**Task requirements:**
Copy the lines below as they are; omit the images they contain.

**Dataset content:**
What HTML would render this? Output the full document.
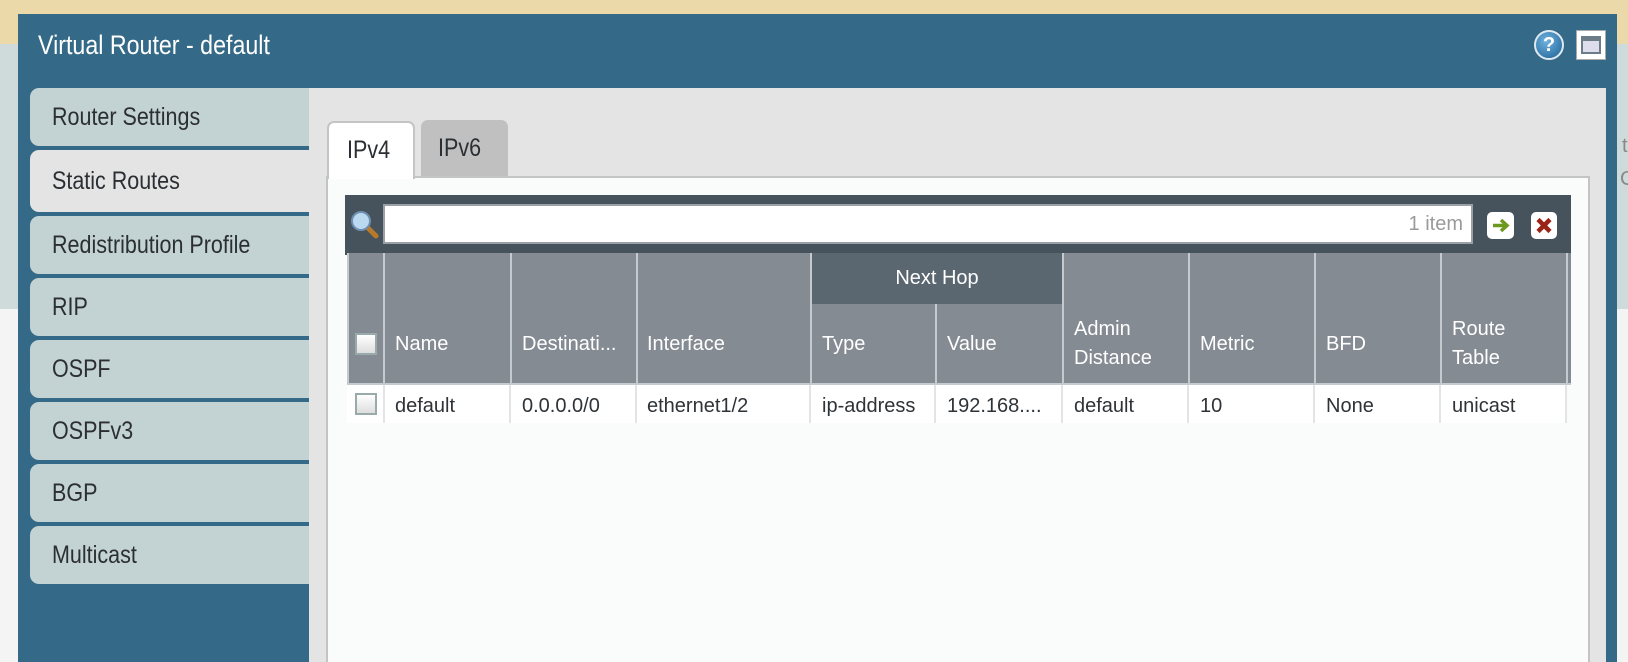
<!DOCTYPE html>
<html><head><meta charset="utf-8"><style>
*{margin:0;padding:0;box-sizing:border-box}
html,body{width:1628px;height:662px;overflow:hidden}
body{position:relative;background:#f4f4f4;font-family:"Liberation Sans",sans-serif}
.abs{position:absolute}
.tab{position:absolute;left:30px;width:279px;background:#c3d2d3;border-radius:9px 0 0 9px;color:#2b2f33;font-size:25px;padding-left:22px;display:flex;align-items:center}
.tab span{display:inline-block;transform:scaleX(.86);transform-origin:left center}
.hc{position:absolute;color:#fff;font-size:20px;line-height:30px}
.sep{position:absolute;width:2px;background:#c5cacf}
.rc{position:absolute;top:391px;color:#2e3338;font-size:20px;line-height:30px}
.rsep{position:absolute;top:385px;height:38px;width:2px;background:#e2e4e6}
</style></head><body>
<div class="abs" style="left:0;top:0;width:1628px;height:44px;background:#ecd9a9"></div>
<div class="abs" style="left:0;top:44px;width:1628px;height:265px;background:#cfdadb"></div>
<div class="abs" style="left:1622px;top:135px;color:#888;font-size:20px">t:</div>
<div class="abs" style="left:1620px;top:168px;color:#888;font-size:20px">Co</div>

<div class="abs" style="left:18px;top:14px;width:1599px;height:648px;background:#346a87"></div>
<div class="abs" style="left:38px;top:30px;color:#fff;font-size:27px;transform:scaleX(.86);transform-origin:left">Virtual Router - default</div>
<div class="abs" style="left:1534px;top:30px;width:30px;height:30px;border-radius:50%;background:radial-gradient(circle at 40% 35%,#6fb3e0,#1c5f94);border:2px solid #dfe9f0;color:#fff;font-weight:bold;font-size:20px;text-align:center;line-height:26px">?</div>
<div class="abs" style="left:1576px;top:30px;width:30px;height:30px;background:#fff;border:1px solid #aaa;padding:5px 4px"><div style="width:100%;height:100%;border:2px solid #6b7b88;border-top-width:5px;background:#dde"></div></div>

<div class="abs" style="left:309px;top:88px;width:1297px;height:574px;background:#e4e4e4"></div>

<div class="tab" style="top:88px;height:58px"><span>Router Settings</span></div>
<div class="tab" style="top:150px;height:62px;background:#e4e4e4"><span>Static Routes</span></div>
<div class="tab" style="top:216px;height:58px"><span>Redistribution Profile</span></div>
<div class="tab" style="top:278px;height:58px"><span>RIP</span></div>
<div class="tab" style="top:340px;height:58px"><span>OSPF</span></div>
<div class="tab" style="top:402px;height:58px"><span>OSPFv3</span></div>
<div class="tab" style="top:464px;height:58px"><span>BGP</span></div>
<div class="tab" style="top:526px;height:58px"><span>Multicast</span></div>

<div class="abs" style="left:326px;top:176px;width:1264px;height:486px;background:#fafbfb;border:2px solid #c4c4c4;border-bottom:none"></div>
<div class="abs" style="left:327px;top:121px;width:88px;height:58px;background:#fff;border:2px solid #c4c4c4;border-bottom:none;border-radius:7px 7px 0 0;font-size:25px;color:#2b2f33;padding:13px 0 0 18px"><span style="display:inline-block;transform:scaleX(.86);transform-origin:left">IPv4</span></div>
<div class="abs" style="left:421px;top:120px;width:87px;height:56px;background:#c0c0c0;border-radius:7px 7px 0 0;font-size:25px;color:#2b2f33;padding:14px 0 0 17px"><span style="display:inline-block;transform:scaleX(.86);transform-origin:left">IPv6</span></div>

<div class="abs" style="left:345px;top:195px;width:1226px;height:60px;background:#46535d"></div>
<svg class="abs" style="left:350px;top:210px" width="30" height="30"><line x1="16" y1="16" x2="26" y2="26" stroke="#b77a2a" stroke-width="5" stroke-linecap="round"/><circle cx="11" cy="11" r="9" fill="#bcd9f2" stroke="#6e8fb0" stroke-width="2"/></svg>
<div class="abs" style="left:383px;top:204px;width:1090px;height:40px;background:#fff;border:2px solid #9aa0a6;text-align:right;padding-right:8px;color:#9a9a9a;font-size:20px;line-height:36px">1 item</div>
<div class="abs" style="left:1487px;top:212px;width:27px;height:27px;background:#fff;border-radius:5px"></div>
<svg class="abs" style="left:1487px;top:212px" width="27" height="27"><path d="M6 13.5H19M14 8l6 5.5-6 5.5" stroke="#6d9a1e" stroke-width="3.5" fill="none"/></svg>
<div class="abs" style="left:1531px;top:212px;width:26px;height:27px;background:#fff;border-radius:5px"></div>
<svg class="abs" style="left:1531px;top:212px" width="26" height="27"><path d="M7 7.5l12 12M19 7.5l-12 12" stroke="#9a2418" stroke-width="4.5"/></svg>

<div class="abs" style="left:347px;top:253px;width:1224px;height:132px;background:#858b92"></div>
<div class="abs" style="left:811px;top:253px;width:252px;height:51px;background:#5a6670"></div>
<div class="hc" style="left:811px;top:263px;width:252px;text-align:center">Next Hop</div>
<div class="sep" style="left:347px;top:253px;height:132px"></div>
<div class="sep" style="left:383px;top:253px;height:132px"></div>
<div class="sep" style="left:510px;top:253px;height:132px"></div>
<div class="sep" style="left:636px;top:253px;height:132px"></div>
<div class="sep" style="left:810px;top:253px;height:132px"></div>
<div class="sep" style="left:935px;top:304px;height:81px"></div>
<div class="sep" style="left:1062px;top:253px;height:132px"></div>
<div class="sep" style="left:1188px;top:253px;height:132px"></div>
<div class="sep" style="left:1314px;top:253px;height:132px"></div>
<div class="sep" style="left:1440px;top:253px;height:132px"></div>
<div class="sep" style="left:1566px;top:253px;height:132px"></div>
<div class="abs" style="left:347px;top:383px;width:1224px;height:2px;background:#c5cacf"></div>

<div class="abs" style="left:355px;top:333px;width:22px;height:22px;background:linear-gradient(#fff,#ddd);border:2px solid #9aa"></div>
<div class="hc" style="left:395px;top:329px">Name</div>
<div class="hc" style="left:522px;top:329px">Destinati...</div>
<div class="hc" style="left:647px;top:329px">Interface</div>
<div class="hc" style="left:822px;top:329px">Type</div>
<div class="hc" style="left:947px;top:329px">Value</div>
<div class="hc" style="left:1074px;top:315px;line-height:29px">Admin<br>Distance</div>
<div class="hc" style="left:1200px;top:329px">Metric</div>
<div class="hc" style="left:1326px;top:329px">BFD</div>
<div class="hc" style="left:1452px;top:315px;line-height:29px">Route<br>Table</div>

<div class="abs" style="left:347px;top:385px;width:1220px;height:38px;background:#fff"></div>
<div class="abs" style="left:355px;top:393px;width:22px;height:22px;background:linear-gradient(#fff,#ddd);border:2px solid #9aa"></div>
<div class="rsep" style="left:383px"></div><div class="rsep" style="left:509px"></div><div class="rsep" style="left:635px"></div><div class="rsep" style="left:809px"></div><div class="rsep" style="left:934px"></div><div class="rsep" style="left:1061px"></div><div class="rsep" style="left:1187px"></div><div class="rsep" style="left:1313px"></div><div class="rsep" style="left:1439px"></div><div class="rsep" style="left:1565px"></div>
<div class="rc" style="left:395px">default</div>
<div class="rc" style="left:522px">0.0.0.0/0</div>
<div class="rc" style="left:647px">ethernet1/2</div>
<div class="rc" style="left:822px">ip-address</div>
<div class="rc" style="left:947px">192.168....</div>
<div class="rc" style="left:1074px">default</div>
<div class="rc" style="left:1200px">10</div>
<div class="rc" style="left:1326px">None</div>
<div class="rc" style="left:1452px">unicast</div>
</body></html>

**Full response:**
What HTML would render this? Output the full document.
<!DOCTYPE html>
<html><head><meta charset="utf-8"><style>
*{margin:0;padding:0;box-sizing:border-box}
html,body{width:1628px;height:662px;overflow:hidden}
body{position:relative;background:#f4f4f4;font-family:"Liberation Sans",sans-serif}
.abs{position:absolute}
.tab{position:absolute;left:30px;width:279px;background:#c3d2d3;border-radius:9px 0 0 9px;color:#2b2f33;font-size:25px;padding-left:22px;display:flex;align-items:center}
.tab span{display:inline-block;transform:scaleX(.86);transform-origin:left center}
.hc{position:absolute;color:#fff;font-size:20px;line-height:30px}
.sep{position:absolute;width:2px;background:#c5cacf}
.rc{position:absolute;top:391px;color:#2e3338;font-size:20px;line-height:30px}
.rsep{position:absolute;top:385px;height:38px;width:2px;background:#e2e4e6}
</style></head><body>
<div class="abs" style="left:0;top:0;width:1628px;height:44px;background:#ecd9a9"></div>
<div class="abs" style="left:0;top:44px;width:1628px;height:265px;background:#cfdadb"></div>
<div class="abs" style="left:1622px;top:135px;color:#888;font-size:20px">t:</div>
<div class="abs" style="left:1620px;top:168px;color:#888;font-size:20px">Co</div>

<div class="abs" style="left:18px;top:14px;width:1599px;height:648px;background:#346a87"></div>
<div class="abs" style="left:38px;top:30px;color:#fff;font-size:27px;transform:scaleX(.86);transform-origin:left">Virtual Router - default</div>
<div class="abs" style="left:1534px;top:30px;width:30px;height:30px;border-radius:50%;background:radial-gradient(circle at 40% 35%,#6fb3e0,#1c5f94);border:2px solid #dfe9f0;color:#fff;font-weight:bold;font-size:20px;text-align:center;line-height:26px">?</div>
<div class="abs" style="left:1576px;top:30px;width:30px;height:30px;background:#fff;border:1px solid #aaa;padding:5px 4px"><div style="width:100%;height:100%;border:2px solid #6b7b88;border-top-width:5px;background:#dde"></div></div>

<div class="abs" style="left:309px;top:88px;width:1297px;height:574px;background:#e4e4e4"></div>

<div class="tab" style="top:88px;height:58px"><span>Router Settings</span></div>
<div class="tab" style="top:150px;height:62px;background:#e4e4e4"><span>Static Routes</span></div>
<div class="tab" style="top:216px;height:58px"><span>Redistribution Profile</span></div>
<div class="tab" style="top:278px;height:58px"><span>RIP</span></div>
<div class="tab" style="top:340px;height:58px"><span>OSPF</span></div>
<div class="tab" style="top:402px;height:58px"><span>OSPFv3</span></div>
<div class="tab" style="top:464px;height:58px"><span>BGP</span></div>
<div class="tab" style="top:526px;height:58px"><span>Multicast</span></div>

<div class="abs" style="left:326px;top:176px;width:1264px;height:486px;background:#fafbfb;border:2px solid #c4c4c4;border-bottom:none"></div>
<div class="abs" style="left:327px;top:121px;width:88px;height:58px;background:#fff;border:2px solid #c4c4c4;border-bottom:none;border-radius:7px 7px 0 0;font-size:25px;color:#2b2f33;padding:13px 0 0 18px"><span style="display:inline-block;transform:scaleX(.86);transform-origin:left">IPv4</span></div>
<div class="abs" style="left:421px;top:120px;width:87px;height:56px;background:#c0c0c0;border-radius:7px 7px 0 0;font-size:25px;color:#2b2f33;padding:14px 0 0 17px"><span style="display:inline-block;transform:scaleX(.86);transform-origin:left">IPv6</span></div>

<div class="abs" style="left:345px;top:195px;width:1226px;height:60px;background:#46535d"></div>
<svg class="abs" style="left:350px;top:210px" width="30" height="30"><line x1="16" y1="16" x2="26" y2="26" stroke="#b77a2a" stroke-width="5" stroke-linecap="round"/><circle cx="11" cy="11" r="9" fill="#bcd9f2" stroke="#6e8fb0" stroke-width="2"/></svg>
<div class="abs" style="left:383px;top:204px;width:1090px;height:40px;background:#fff;border:2px solid #9aa0a6;text-align:right;padding-right:8px;color:#9a9a9a;font-size:20px;line-height:36px">1 item</div>
<div class="abs" style="left:1487px;top:212px;width:27px;height:27px;background:#fff;border-radius:5px"></div>
<svg class="abs" style="left:1487px;top:212px" width="27" height="27"><path d="M6 13.5H19M14 8l6 5.5-6 5.5" stroke="#6d9a1e" stroke-width="3.5" fill="none"/></svg>
<div class="abs" style="left:1531px;top:212px;width:26px;height:27px;background:#fff;border-radius:5px"></div>
<svg class="abs" style="left:1531px;top:212px" width="26" height="27"><path d="M7 7.5l12 12M19 7.5l-12 12" stroke="#9a2418" stroke-width="4.5"/></svg>

<div class="abs" style="left:347px;top:253px;width:1224px;height:132px;background:#858b92"></div>
<div class="abs" style="left:811px;top:253px;width:252px;height:51px;background:#5a6670"></div>
<div class="hc" style="left:811px;top:263px;width:252px;text-align:center">Next Hop</div>
<div class="sep" style="left:347px;top:253px;height:132px"></div>
<div class="sep" style="left:383px;top:253px;height:132px"></div>
<div class="sep" style="left:510px;top:253px;height:132px"></div>
<div class="sep" style="left:636px;top:253px;height:132px"></div>
<div class="sep" style="left:810px;top:253px;height:132px"></div>
<div class="sep" style="left:935px;top:304px;height:81px"></div>
<div class="sep" style="left:1062px;top:253px;height:132px"></div>
<div class="sep" style="left:1188px;top:253px;height:132px"></div>
<div class="sep" style="left:1314px;top:253px;height:132px"></div>
<div class="sep" style="left:1440px;top:253px;height:132px"></div>
<div class="sep" style="left:1566px;top:253px;height:132px"></div>
<div class="abs" style="left:347px;top:383px;width:1224px;height:2px;background:#c5cacf"></div>

<div class="abs" style="left:355px;top:333px;width:22px;height:22px;background:linear-gradient(#fff,#ddd);border:2px solid #9aa"></div>
<div class="hc" style="left:395px;top:329px">Name</div>
<div class="hc" style="left:522px;top:329px">Destinati...</div>
<div class="hc" style="left:647px;top:329px">Interface</div>
<div class="hc" style="left:822px;top:329px">Type</div>
<div class="hc" style="left:947px;top:329px">Value</div>
<div class="hc" style="left:1074px;top:315px;line-height:29px">Admin<br>Distance</div>
<div class="hc" style="left:1200px;top:329px">Metric</div>
<div class="hc" style="left:1326px;top:329px">BFD</div>
<div class="hc" style="left:1452px;top:315px;line-height:29px">Route<br>Table</div>

<div class="abs" style="left:347px;top:385px;width:1220px;height:38px;background:#fff"></div>
<div class="abs" style="left:355px;top:393px;width:22px;height:22px;background:linear-gradient(#fff,#ddd);border:2px solid #9aa"></div>
<div class="rsep" style="left:383px"></div><div class="rsep" style="left:509px"></div><div class="rsep" style="left:635px"></div><div class="rsep" style="left:809px"></div><div class="rsep" style="left:934px"></div><div class="rsep" style="left:1061px"></div><div class="rsep" style="left:1187px"></div><div class="rsep" style="left:1313px"></div><div class="rsep" style="left:1439px"></div><div class="rsep" style="left:1565px"></div>
<div class="rc" style="left:395px">default</div>
<div class="rc" style="left:522px">0.0.0.0/0</div>
<div class="rc" style="left:647px">ethernet1/2</div>
<div class="rc" style="left:822px">ip-address</div>
<div class="rc" style="left:947px">192.168....</div>
<div class="rc" style="left:1074px">default</div>
<div class="rc" style="left:1200px">10</div>
<div class="rc" style="left:1326px">None</div>
<div class="rc" style="left:1452px">unicast</div>
</body></html>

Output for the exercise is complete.